Why the public is blindly accepting the idea that their children's final outcomes can be standardised and preconceived by technocrats is beyond comprehension. Mind you there are now many teachers, using teaching intentions and WALTS, who have come to believe in such an uncreative 'clone like' teaching approach. It is anti democratic and anti individualistic more suited to the goals of communism - all about discouraging creativity and individual personality personality and more towards averaging and levelling of achievement - 'closing the gap' at all costs!
Already in America politicians are talking about firing the staff of unsuccessful schools as shown by testing under the catch call of accountability. Joseph would not hesitate! How can tests scores be compared between high and low decile schools - and do tests tell the whole story?
What is required is for educational leadership to 'fight for what is worth fighting for' to quote Fullan and Hargreaves. Remember it was Fullan who said, 'politicians always get it wrong'.
But leadership is one thing that is missing.
I wouldn't blame Russian principals for keeping their heads down but New Zealand is not yet so oppressive so there is still time.
Creative teacher ought to be valued for their enthusiasm , passion and relationships, not just unscientific and narrow test scores. Teachers are important influences in a childs' life and teachers know, through,experience, that many students who might struggle at school do well in life -and vice versa! And teachers know the debilitating effects of poverty on their students education success -something politicians are loath to admit.
In the 1930s Russian leaders rejected any notion of heredity and environment in education and that all students ( the one in five who currently fail according to Mrs Tolley) can succeed if teachers conformed to government expectations.
While the Russian leaders extolled the vital role of the teacher (as does Mrs Tolley) more emphasis was placed on conforming teachers to government expectation than improving the capacity of teachers to engage all students to help all students realize their full potential. In Russia teachers learnt to fear failure and to keep their heads down and toe the party line; a lesson now being learnt in New Zealand schools!
It is not too late for real leadership in our schools!
If leadership does not emerge school principals will have to accept their role in transforming teachers into technicians. What will be seen as a good teacher in the future will be a long way from the creativity that New Zealand teachers were once recognised worldwide for.

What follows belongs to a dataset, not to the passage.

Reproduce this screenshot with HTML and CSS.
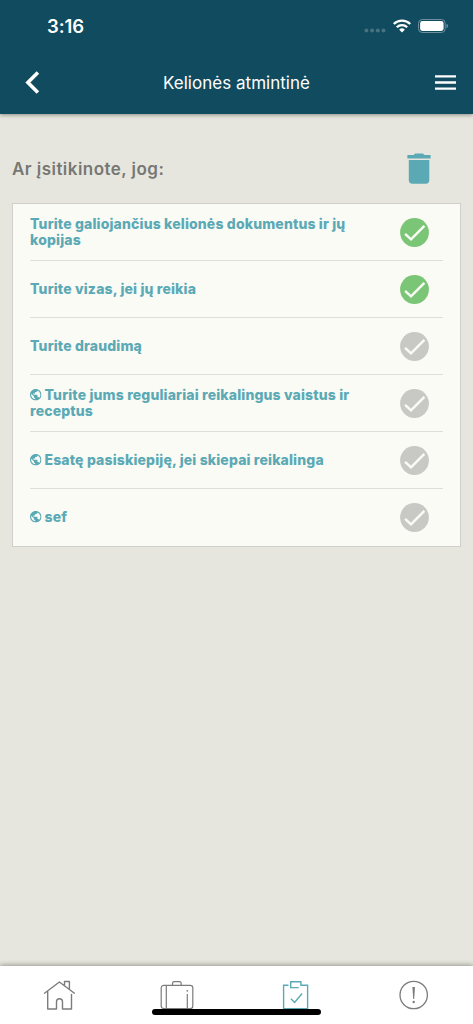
FILE: index.html
```html
<!DOCTYPE html>
<html lang="lt">
<head>
<meta charset="utf-8">
<title>Kelionės atmintinė</title>
<link rel="stylesheet" href="styles.css">
</head>
<body>
<svg class="defs" aria-hidden="true">
  <symbol id="check" viewBox="0 0 29 29"><circle cx="14.5" cy="14.5" r="14.4" fill="currentColor"/><path d="M5.1 15.8l5.9 5.5L24.4 7.900" fill="none" stroke="#fafbf5" stroke-width="2.5"/></symbol>
  <symbol id="globe" viewBox="2 2 20 20"><path d="M12 2C6.48 2 2 6.48 2 12s4.480 10 10 10 10-4.480 10-10S17.520 2 12 2zm-1 17.930c-3.950-.490-7-3.850-7-7.930 0-.620.080-1.210.210-1.790L9 15v1c0 1.100.900 2 2 2v1.930zm6.900-2.540c-.260-.810-1-1.390-1.900-1.390h-1v-3c0-.550-.450-1-1-1H8v-2h2c.550 0 1-.450 1-1V7h2c1.100 0 2-.900 2-2v-.410c2.930 1.190 5 4.060 5 7.410 0 2.080-.800 3.970-2.100 5.390z" fill="currentColor"/></symbol>
</svg>
<div class="app">
  <header class="header">
    <div class="status">
      <span class="time">3:16</span>
      <span class="indicators">
        <svg class="dots" viewBox="0 0 22 5"><g fill="#48717f"><circle cx="2.4" cy="2.5" r="2"/><circle cx="8.1" cy="2.5" r="2"/><circle cx="13.8" cy="2.5" r="2"/><circle cx="19.5" cy="2.5" r="2"/></g></svg>
        <svg class="wifi" viewBox="0 0 18 14"><g fill="none" stroke="#fff" stroke-width="2.3"><path d="M.8 5a11.700 11.700 0 0 1 16.400 0"/><path d="M3.800 8.300a7.400 7.400 0 0 1 10.400 0"/></g><path d="M9 13.500l-2.800-2.800a4 4 0 0 1 5.600 0z" fill="#fff"/></svg>
        <svg class="battery" viewBox="0 0 31 14"><rect x=".5" y=".5" width="26.7" height="13" rx="3.8" fill="none" stroke="#6f919f"/><rect x="2.1" y="2.1" width="23.5" height="9.8" rx="2.3" fill="#fff"/><path d="M28.500 4.800c2 .7 2 3.700 0 4.400z" fill="#6f919f"/></svg>
      </span>
    </div>
    <div class="toolbar">
      <svg class="back" viewBox="0 0 14 23"><path d="M12.400 1.400L2.400 11.500l10 10.100" fill="none" stroke="#fff" stroke-width="3.6"/></svg>
      <h1 class="title">Kelionės atmintinė</h1>
      <svg class="menu" viewBox="0 0 21 15"><path d="M0 1.300h21M0 7.500h21M0 13.600h21" stroke="#fff" stroke-width="2.3"/></svg>
    </div>
  </header>
  <main class="content">
    <div class="heading">
      <h2 class="question">Ar įsitikinote, jog:</h2>
      <svg class="trash" viewBox="0 0 24 31"><path d="M.4 1.900h6.200L8.100.4h7.800l1.500 1.500h6.200v3.600H.4zM1.800 6.900h20.500v20.200q0 3.600-3.600 3.600H5.400q-3.600 0-3.600-3.600z" fill="#5ba9b5"/></svg>
    </div>
    <ul class="list">
      <li class="item"><span class="label">Turite galiojančius kelionės dokumentus ir jų kopijas</span><svg class="check done"><use href="#check"/></svg></li>
      <li class="item"><span class="label">Turite vizas, jei jų reikia</span><svg class="check done"><use href="#check"/></svg></li>
      <li class="item"><span class="label">Turite draudimą</span><svg class="check"><use href="#check"/></svg></li>
      <li class="item"><span class="label"><svg class="globe"><use href="#globe"/></svg>Turite jums reguliariai reikalingus vaistus ir receptus</span><svg class="check"><use href="#check"/></svg></li>
      <li class="item"><span class="label"><svg class="globe"><use href="#globe"/></svg>Esatę pasiskiepiję, jei skiepai reikalinga</span><svg class="check"><use href="#check"/></svg></li>
      <li class="item"><span class="label"><svg class="globe"><use href="#globe"/></svg>sef</span><svg class="check"><use href="#check"/></svg></li>
    </ul>
  </main>
  <nav class="tabs">
    <span class="tab"><svg class="tab-icon" viewBox="0 0 36 32"><g fill="none" stroke="currentColor" stroke-width="1.4" stroke-linecap="round" stroke-linejoin="round"><path d="M3.500 14.200L18.400 3l15 11.200M6.700 12v18h8.800v-7.300a3 3 0 0 1 6 0V30h9V15.500M23.500 6.200V2.500h4.900v7.500"/></g></svg></span>
    <span class="tab"><svg class="tab-icon" viewBox="0 0 36 32"><g fill="none" stroke="currentColor" stroke-width="1.2"><rect x="2.2" y="6.3" width="31.6" height="23.3" rx="2.6"/><path d="M13.500 6.200V4.400q0-1.700 1.700-1.700h5.300q1.700 0 1.700 1.700v1.800M7.300 6.300v23.300M28.300 15v14.500"/></g><circle cx="28.3" cy="11.8" r=".9" fill="currentColor"/></svg></span>
    <span class="tab active"><svg class="tab-icon" viewBox="0 0 36 32"><path d="M10.500 6.200H5.600v23.600h24V6.200h-6.700V2.800H12.700v5.800h8M12.900 19.800l3.700 3.700 7.500-9" fill="none" stroke="currentColor" stroke-width="1.4"/></svg></span>
    <span class="tab"><svg class="tab-icon" viewBox="0 0 36 32"><circle cx="17.700" cy="16" r="13.7" fill="none" stroke="currentColor" stroke-width="1.3"/><path d="M16.400 8h2.600l-.8 12h-1z" fill="currentColor"/><circle cx="17.700" cy="23" r="1.2" fill="currentColor"/></svg></span>
    <span class="home-indicator"></span>
  </nav>
</div>
</body>
</html>
```

FILE: styles.css
```css
* { box-sizing: border-box; }
body { margin: 0; font-family: Inter, "Liberation Sans", sans-serif; }
svg { display: block; flex: none; }
.defs { position: absolute; width: 0; height: 0; }
.app { height: 1024px; display: flex; flex-direction: column; overflow: hidden; background: #e6e6de; }
.header { height: 114px; flex: none; color: #fff; background: #104b60; box-shadow: 0 1px 4px rgba(0, 0, 0, .4); }
.status { height: 51px; padding: 0 24.5px 0 47px; display: flex; justify-content: space-between; align-items: center; }
.time { padding-top: 1px; font-size: 18.5px; font-weight: 600; letter-spacing: -.1px; }
.indicators { display: flex; align-items: center; gap: 5.5px; }
.dots { width: 22px; height: 5px; margin-top: 9px; }
.wifi { width: 20px; height: 14px; margin-right: .5px; }
.battery { width: 31px; height: 14px; }
.toolbar { height: 63px; padding: 0 17px 0 25px; display: flex; justify-content: space-between; align-items: center; }
.back { width: 15px; height: 23px; }
.title { margin: 0 2px 0 0; font-size: 17px; font-weight: 400; letter-spacing: .02px; }
.menu { width: 21px; height: 15px; }
.content { flex: 1; padding: 0 12px; }
.heading { height: 89px; padding: 20px 30.5px 0 0; display: flex; justify-content: space-between; align-items: center; }
.question { margin: 0; font-size: 17px; font-weight: 600; letter-spacing: .46px; color: #777773; }
.trash { width: 24px; height: 31px; }
.list { margin: 0; padding: 0 17px; list-style: none; background: #fafbf5; border: 1px solid #cfd0cb; }
.item { height: 57px; padding-right: 14px; display: flex; justify-content: space-between; align-items: center; border-bottom: 1px solid #dedfda; }
.item:last-child { border-bottom-color: transparent; }
.label { width: 345px; font-size: 14px; line-height: 16px; font-weight: 800; letter-spacing: .15px; color: #5ba9b5; }
.globe { display: inline-block; width: 11.5px; height: 11.5px; margin-right: 3px; vertical-align: -.5px; }
.check { width: 29px; height: 29px; color: #c8c9c4; }
.check.done { color: #7bc576; }
.tabs { position: relative; height: 58px; flex: none; display: grid; grid-template-columns: repeat(4, 1fr); align-items: center; justify-items: center; background: #fff; color: #7c7c7c; box-shadow: 0 -1px 5px rgba(0, 0, 0, .35); }
.tab-icon { width: 36px; height: 32px; }
.active { color: #5ba9b5; }
.home-indicator { position: absolute; left: 152px; bottom: 9px; width: 169px; height: 6px; border-radius: 3px; background: #000; }
```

Education is fast becoming more about making teachers comply to government directives that helping all students realize their innate potential. Mrs Tolley and her National Party with their standards, and through their future agenda uncovered by Kelvin Smythe, is destroying the creative fabric of education.
The Stalinisation of Soviet schools had a persuasive effect on Soviet life and as a result Soviet schools remained largely unchanged for fifty years.
Education reforms in USA , the UK (and coming soon to New Zealand) are leading schools to an era of measurable prescribed outcomes and deadening accountability rather than dynamic creativity - the cost is just too great.
A country in the twenty first century, an age of unpredictability, cannot afford to lose the spirit of creativity in their students - such dymanic creativity is the only thing that will ensure success in the interesting and challenging years that lie ahead.